Low safety suppresses openness. Suppressed openness starves information networks. Starved information networks force teams to make decisions based on assumptions rather than evidence. Poor decisions erode trust in the teams that made them. Eroded trust reduces safety further. The system spirals.

Equally, strong alignment without distributed control produces compliance rather than commitment. High engagement without adaptiveness produces activity without learning. Assertiveness without safety produces domination rather than productive challenge.

The practical implication is that diagnosing a single behaviour in isolation will almost always produce an incomplete picture. The value of this framework lies not in scoring each dimension independently but in understanding how they interact within a specific organisational context.

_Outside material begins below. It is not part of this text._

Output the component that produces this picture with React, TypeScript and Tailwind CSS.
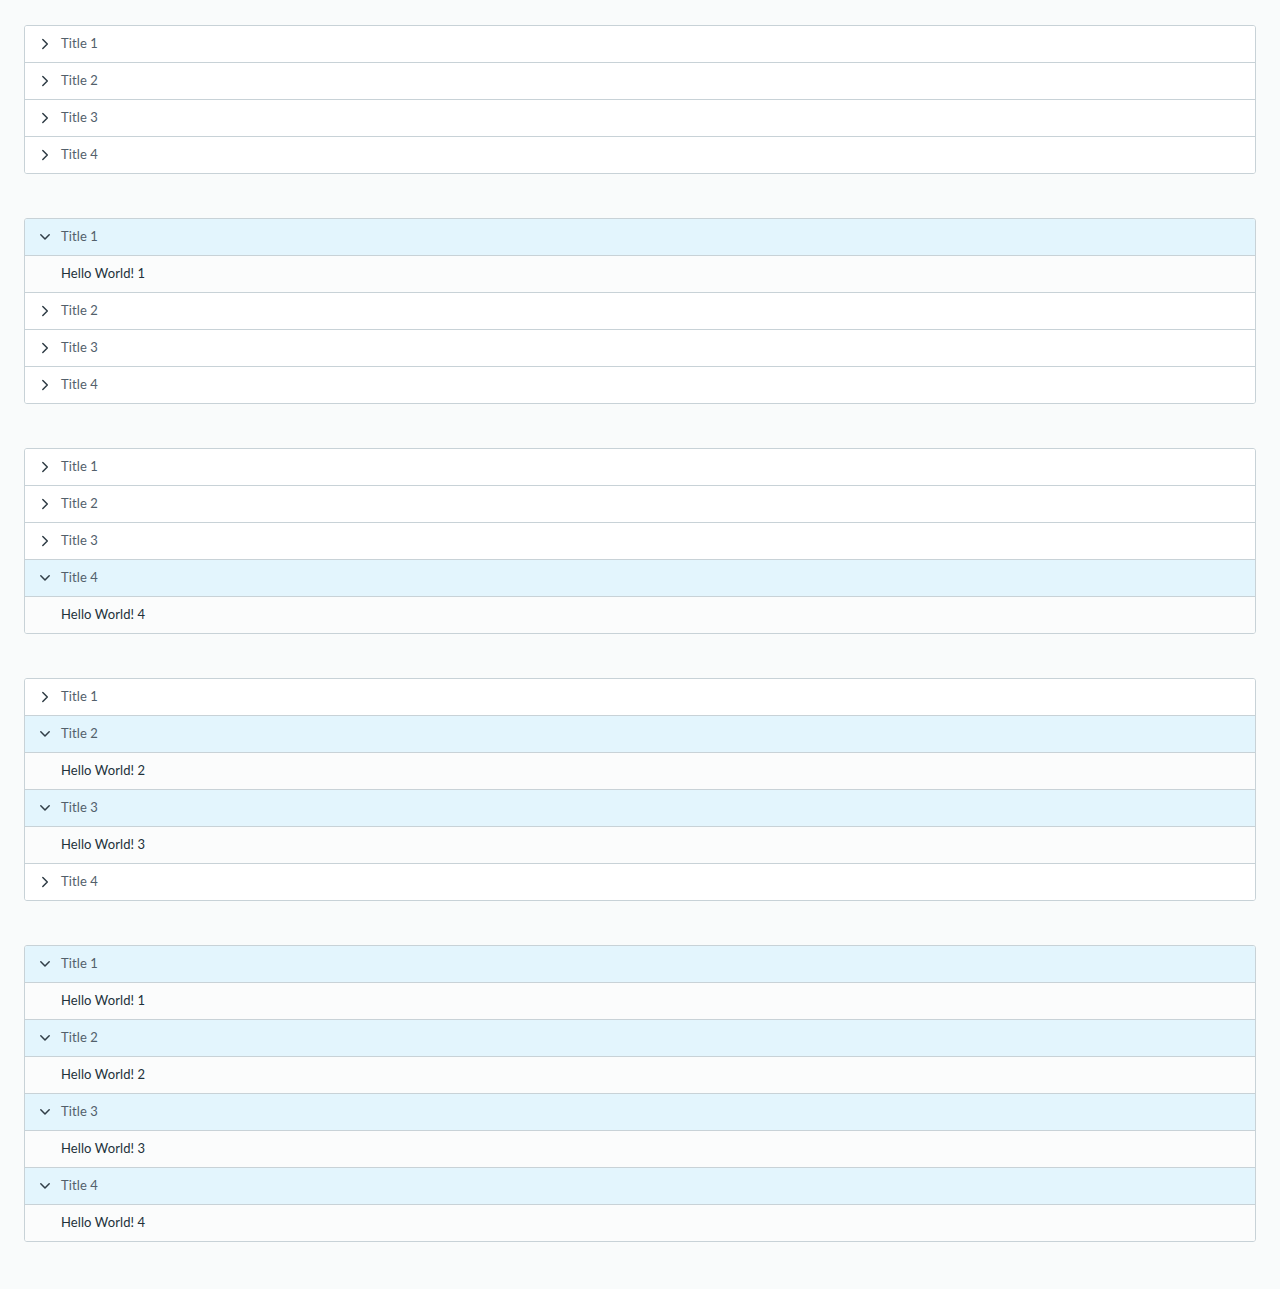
import React from "react";

const Chevron = ({ open }: { open: boolean }) => (
  <svg width="12" height="12" viewBox="0 0 12 12" className="shrink-0" fill="none" stroke="#313e47" strokeWidth="1.5" strokeLinecap="round" strokeLinejoin="round">
    {open ? <path d="M1.8 3.8 L6 8 L10.2 3.8" /> : <path d="M3.8 1.5 L8.3 6 L3.8 10.5" />}
  </svg>
);

const Accordion = ({ opens }: { opens: boolean[] }) => (
  <div className="border border-[#c8d2d7] rounded-[3px] overflow-hidden bg-white">
    {opens.map((open, i) => (
      <div key={i} className={i > 0 ? "border-t border-[#c8d2d7]" : ""}>
        <div className={`h-9 flex items-center pl-[14px] gap-[10px] ${open ? "bg-[#e3f5fd]" : "bg-white"}`}>
          <Chevron open={open} />
          <span className="text-[13px] text-[#52606b] tracking-[0.1px]">Title {i + 1}</span>
        </div>
        {open && (
          <div className="h-[37px] border-t border-[#c8d2d7] bg-[#fbfcfc] flex items-center pl-[36px]">
            <span className="text-[13px] text-[#22313a] tracking-[0.1px]">Hello World! {i + 1}</span>
          </div>
        )}
      </div>
    ))}
  </div>
);

export default function App() {
  const sets: boolean[][] = [
    [false, false, false, false],
    [true, false, false, false],
    [false, false, false, true],
    [false, true, true, false],
    [true, true, true, true],
  ];
  return (
    <div className="min-h-[1289px] bg-[#f9fbfb] px-6 pt-[25px] pb-12 flex flex-col gap-[44px]" style={{ fontFamily: "Lato, 'Open Sans', sans-serif" }}>
      {sets.map((s, i) => (
        <Accordion key={i} opens={s} />
      ))}
    </div>
  );
}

When using this framework for diagnosis, three questions are more revealing than any individual score:

First: where are teams positioned differently on the same dimension, and is that difference a productive paradox or a destructive misalignment?

Second: what stories do teams tell about why collaboration is difficult, and what do those stories reveal about the underlying anxieties and unspoken assumptions driving behaviour?

Third: where has the organisation attempted to improve collaboration before, and why did those efforts stall? The answer will usually point to a feedback loop that was not understood at the time.

Organisations are complex adaptive systems. They resist simplification. But they are not incomprehensible. These eight behaviours provide a shared language for seeing what is happening, understanding why, and identifying where intervention is most likely to make a lasting difference.